Credit growth at the end of 2007 reached a record height for the past five years at 63.7%, data from the Bulgarian National Bank (BNB) showed. Total volume of credits was close to BGN 37 billion, or 67% of Bulgaria's GDP.
Average credit growth in the European Union was around 30%.
For the first time the growth in corporate credit was higher than that in household credits, 71.5% and 52.2% respectively on-the-year.
The figures showed that the growth started immediately after the BNB removed limits on credits at the beginning of 2007. The limits had been put in place in 2004 at the insistence of the International Monetary Fund (IMF) when household credits exceeded an 80% growth in 2003. The measures calmed the market down to level of 32% growth by the end of 2005 and 24% at the end of 2006.
After the limitations had been lifted, growth spurted again, which prompted BNB to increase the required minimal reserves for banks in September 2007.

The Bulgarian economy keeps growing steady since the year 2000. The average GDP growth rate has remained stable during 2000-2007 (in real terms 4 to 6% p.a.) resulting in doubling of GDP per capita to almost EUR 3600.
The initially high unemployment rate dropped below 7% in 2007. Unemployment in Bulgaria stood at 6.91% in December, down by 2.21% from a year earlier.

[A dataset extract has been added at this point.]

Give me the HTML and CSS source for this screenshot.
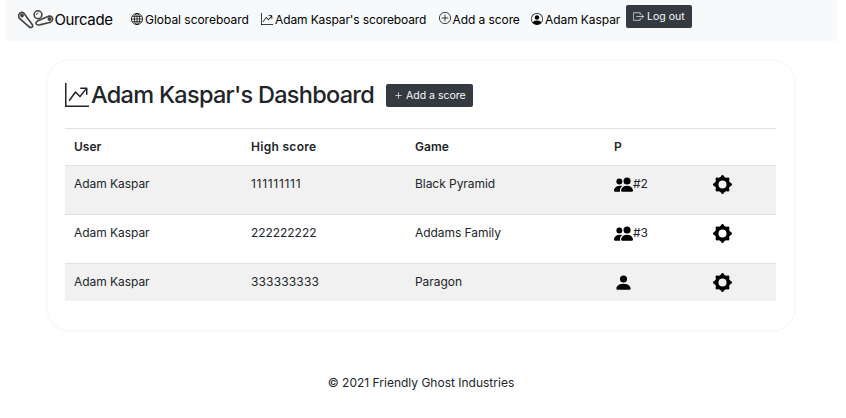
FILE: index.html
```html
<!DOCTYPE html>
<html lang="en">
<head>
<meta charset="utf-8">
<title>Ourcade</title>
<link rel="stylesheet" href="styles.css">
</head>
<body>
<svg class="symbols" aria-hidden="true">
  <symbol id="graph" viewBox="0 0 16 16"><path fill-rule="evenodd" d="M0 0h1v15h15v1H0V0zm10 3.500a.5.5 0 0 1 .5-.5h4a.5.5 0 0 1 .5.5v4a.5.5 0 0 1-1 0V4.900l-3.613 4.417a.5.5 0 0 1-.74.037L7.060 6.767l-3.656 5.027a.5.5 0 0 1-.808-.588l4-5.500a.5.5 0 0 1 .758-.060l2.609 2.610L13.445 4H10.500a.5.5 0 0 1-.5-.5z"/></symbol>
  <symbol id="people" viewBox="0 0 16 16"><path d="M7 14s-1 0-1-1 1-4 5-4 5 3 5 4-1 1-1 1H7zm4-6a3 3 0 1 0 0-6 3 3 0 0 0 0 6z"/><path fill-rule="evenodd" d="M5.216 14A2.238 2.238 0 0 1 5 13c0-1.355.680-2.750 1.936-3.720A6.325 6.325 0 0 0 5 9c-4 0-5 3-5 4s1 1 1 1h4.216z"/><path d="M4.500 8a2.500 2.500 0 1 0 0-5 2.500 2.500 0 0 0 0 5z"/></symbol>
  <symbol id="person" viewBox="0 0 16 16"><path d="M3 14s-1 0-1-1 1-4 6-4 6 3 6 4-1 1-1 1H3zm5-6a3 3 0 1 0 0-6 3 3 0 0 0 0 6z"/></symbol>
  <symbol id="gear" viewBox="0 0 16 16"><g fill="none" stroke="currentColor" stroke-width="2" stroke-linejoin="round"><circle cx="8" cy="8" r="4.850" stroke-width="2.900"/><path d="M8 1 9.850 3.540 12.810 3.190 12.460 6.150 15 8 12.460 9.850 12.810 12.810 9.850 12.460 8 15 6.150 12.460 3.190 12.810 3.540 9.850 1 8 3.540 6.150 3.190 3.190 6.150 3.540Z"/></g></symbol>
</svg>
<nav class="navbar">
  <a class="brand">
    <svg class="logo" viewBox="0 0 36 20" fill="none" stroke="#444" stroke-width="1.600"><path d="M5.700 3.100 14.200 14.400C15.700 17.100 12.700 18.500 10.800 16.600L1.300 8.200C-.9 4.700 3.200.6 5.700 3.100Z"/><circle cx="4" cy="5.500" r="1.100" fill="#333"/><circle cx="20" cy="4.700" r="3.900"/><path d="M18.200 5.100q.2-2 2.200-2.300" stroke-width="1"/><path d="M31.100 6.100 20 10.700C16.500 12.500 17.800 15.700 21.600 14.900L32.500 12.200C36.200 10.500 34.700 5.200 31.100 6.100Z"/><circle cx="31.500" cy="9.100" r="1.200" fill="#333"/></svg>
    <span>Ourcade</span></a>
  <a class="item i-global"><svg viewBox="0 0 16 16" fill="none" stroke="currentColor"><circle cx="8" cy="8" r="7.500"/><ellipse cx="8" cy="8" rx="3.600" ry="7.500"/><path d="M8 .5v15M.5 8h15M1.700 4.500h12.600M1.700 11.500h12.600"/></svg><span>Global scoreboard</span></a>
  <a class="item i-board"><svg><use href="#graph"/></svg><span>Adam Kaspar's scoreboard</span></a>
  <a class="item i-add"><svg viewBox="0 0 16 16" fill="none" stroke="currentColor"><circle cx="8" cy="8" r="7.500"/><path d="M8 4v8M4 8h8" stroke-linecap="round"/></svg><span>Add a score</span></a>
  <a class="item i-user"><svg viewBox="0 0 16 16"><path d="M11 6a3 3 0 1 1-6 0 3 3 0 0 1 6 0z"/><path fill-rule="evenodd" d="M0 8a8 8 0 1 1 16 0A8 8 0 0 1 0 8zm8-7a7 7 0 0 0-5.468 11.370C3.242 11.226 4.805 10 8 10s4.757 1.225 5.468 2.370A7 7 0 0 0 8 1z"/></svg><span>Adam Kaspar</span></a>
  <a class="btn logout"><svg viewBox="0 0 16 16" fill="none" stroke="currentColor" stroke-linecap="round" stroke-linejoin="round"><path d="M10.500 5V2.500h-10v11h10V11M5.500 8h10M12.500 5l3 3-3 3"/></svg><span>Log out</span></a>
</nav>
<main class="card">
  <header class="heading">
    <svg><use href="#graph"/></svg>
    <h1>Adam Kaspar's Dashboard</h1>
    <a class="btn add"><svg viewBox="0 0 16 16" fill="none" stroke="currentColor" stroke-linecap="round"><path d="M8 4v8M4 8h8"/></svg><span>Add a score</span></a>
  </header>
  <table>
    <colgroup><col class="c-user"><col class="c-score"><col class="c-game"><col class="c-p"><col></colgroup>
    <thead><tr><th>User</th><th><span class="high">High score</span></th><th>Game</th><th>P</th><th></th></tr></thead>
    <tbody>
      <tr class="tall"><td>Adam Kaspar</td><td><span class="ones">111111111</span></td><td>Black Pyramid</td><td><div class="players"><svg><use href="#people"/></svg>#2</div></td><td><svg class="gear"><use href="#gear"/></svg></td></tr>
      <tr class="tall"><td>Adam Kaspar</td><td>222222222</td><td>Addams Family</td><td><div class="players"><svg><use href="#people"/></svg>#3</div></td><td><svg class="gear"><use href="#gear"/></svg></td></tr>
      <tr><td>Adam Kaspar</td><td><span class="threes">333333333</span></td><td>Paragon</td><td><div class="players"><svg><use href="#person"/></svg></div></td><td><svg class="gear"><use href="#gear"/></svg></td></tr>
    </tbody>
  </table>
</main>
<footer>© 2021 Friendly Ghost Industries</footer>
</body>
</html>
```
FILE: styles.css
```css
* { box-sizing: border-box; }
body { margin: 0; background: #fff; color: #212529; font: 12px/18px Inter, "Liberation Sans", sans-serif; }
svg { display: block; flex: none; fill: currentColor; }
svg[fill="none"] { fill: none; }
.symbols { position: absolute; width: 0; height: 0; }
.navbar { display: flex; align-items: flex-start; height: 41px; margin: 0 9px 0 5px; padding-left: 13px; background: #f8f9fa; color: #000; white-space: nowrap; }
.brand { display: flex; width: 113px; padding-top: 10px; font-size: 15px; line-height: 20px; letter-spacing: -0.4px; }
.logo { width: 36px; height: 20px; margin-right: 0.5px; }
.item { display: flex; padding-top: 11px; letter-spacing: -0.08px; }
.item svg { width: 12px; height: 12px; margin: 2px 2px 0 0; }
.item.i-add svg { margin: 1px 1.5px 0 0; }
.i-global { width: 130px; letter-spacing: -0.03px; }
.i-board { width: 178px; letter-spacing: -0.12px; }
.i-add { width: 92px; }
.i-user { width: 95px; }
.btn { display: flex; align-items: center; height: 23px; background: #343a40; color: #f8f9fa; border-radius: 2px; font-size: 10.5px; white-space: nowrap; }
.logout { width: 66px; margin-top: 5px; padding-left: 7px; }
.logout svg { width: 11px; height: 11px; margin-right: 3px; }
.card { width: 750px; height: 273px; margin: 18px 0 0 46px; padding: 21px 17px 0; border: 2px solid #f9f9f9; border-radius: 24px; }
.heading { display: flex; height: 46px; white-space: nowrap; }
.heading > svg { width: 24px; height: 24px; margin: 1px 2px 0 0; }
h1 { width: 295px; margin: -1px 0 0; font-size: 23.5px; line-height: 28px; font-weight: 500; letter-spacing: -0.72px; }
.add { width: 87px; margin-top: 2px; padding-left: 7px; }
.add svg { width: 11px; height: 11px; margin-right: 2px; }
table { width: 711px; border-collapse: separate; border-spacing: 0; table-layout: fixed; }
.c-user { width: 177px; }
.c-score { width: 164px; }
.c-game { width: 199px; }
.c-p { width: 98px; }
th, td { height: 37px; padding: 9px 9px 0; border-top: 1px solid #dee2e6; text-align: left; vertical-align: top; line-height: 18px; }
td { height: 38px; letter-spacing: -0.05px; }
.tall td { height: 49px; }
th { font-weight: 600; }
.high { letter-spacing: 0.3px; }
.ones { letter-spacing: 0.7px; }
.threes { letter-spacing: 0.15px; }
tbody tr:nth-child(odd) { background: #f1f1f1; }
.players { display: flex; height: 18px; }
.players svg { width: 19px; height: 19px; color: #000; }
.gear { width: 19px; height: 19px; margin-left: 1px; color: #000; }
footer { margin-top: 42px; padding-right: 4px; text-align: center; }
```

Bulgaria will seek to keep its jobless rate to under 7% this year as a result of the implementation of the 2008 National Action Plan for Employment that the government approved on Thursday.
High growth of the economy together with a tight budget policy of the government resulted in the budget surplus and impressive reduction of public debt.
Bulgaria is increasingly attracting high volumes of local investments and new FDI. Head of the State Investment Agency Stoyan Stalev said the agency expected foreign direct investment to grow by 10% to EUR 4.7 billion in 2008 after a surge by 20% to EUR 5.3 billion in 2007.
The country will focus its efforts on attracting investments in manufacturing and in power generation from renewable sources. Also about 60% of 2008 FDI is expected to be directed to residential and commercial real estate.